Given the above results, I would say that the segmentation model is also robust to the number of points since the accuracy doesn't drop much by only using 5% of the points. By reducing the number of points, we see that the model still performs fine on well-defined chairs. But, it struggles with the segmentation of challenging chairs with ambiguous segments.

Experiment 2: Rotating the test data

In this experiment, I have tried rotating the test point cloud along z-axis keeping the number of points constant at 10000. The below results can be reproduced by running the following commands:

Usage:

# Sample evaluation command to vary the number of points in Point Classification
python eval_cls.py --load_checkpoint best_model --rot_angle <rotation_angle_in_degrees>

# Sample evaluation command to vary the number of points in Point Segmentation
python eval_seg.py --load_checkpoint best_model --output_dir ./output/q3/rot --rot_angle <rotation_angle_in_degrees>

1. Robustness analysis for Classification

The below table describes the achieved test accuracy by changing the rotation angles to the following degrees.

Rotation Angle Test Accuracy
0 0.9727
-5 0.9653
5 0.9601
-10 0.9601
10 0.9391
-20 0.9202
20 0.8352
-30 0.8037
30 0.7397
-90 0.3252
90 0.3578

Interpretation:

As evident from the above results, we can see that the model is not robust to the rotation of point clouds. As we increase the angle of rotation (along both clockwise & anticlockwise directions) the performance of the model decreases.

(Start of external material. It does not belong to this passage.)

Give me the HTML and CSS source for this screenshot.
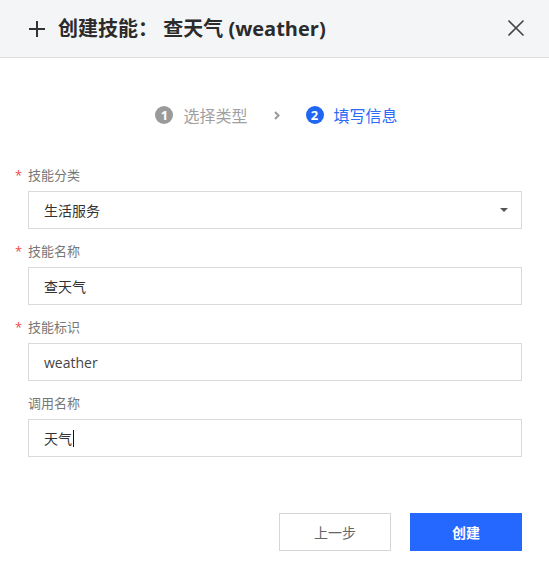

2. Robustness analysis for Segmentation

The below table describes the achieved test accuracy by changing the rotation angles to the following degrees.

Rotation Angle (degrees) Test Accuracy Visualization (GT-left vs Prediction-right)
0 0.8995
-10 0.8613
-20 0.7797
-30 0.6872
-60 0.5181
-90 0.3902
10 0.8504
20 0.7586
30 0.6707
60 0.5175
90 0.4049

Interpretation:

Similar to the classification model, the accuracy falls as the rotation degrees increase. As we can from the above visualizations, the model is trying to assign segmentation value purely on the basis on the location & isn't robust to rotation. This is expected because the model wasn’t trained for such transformations during training.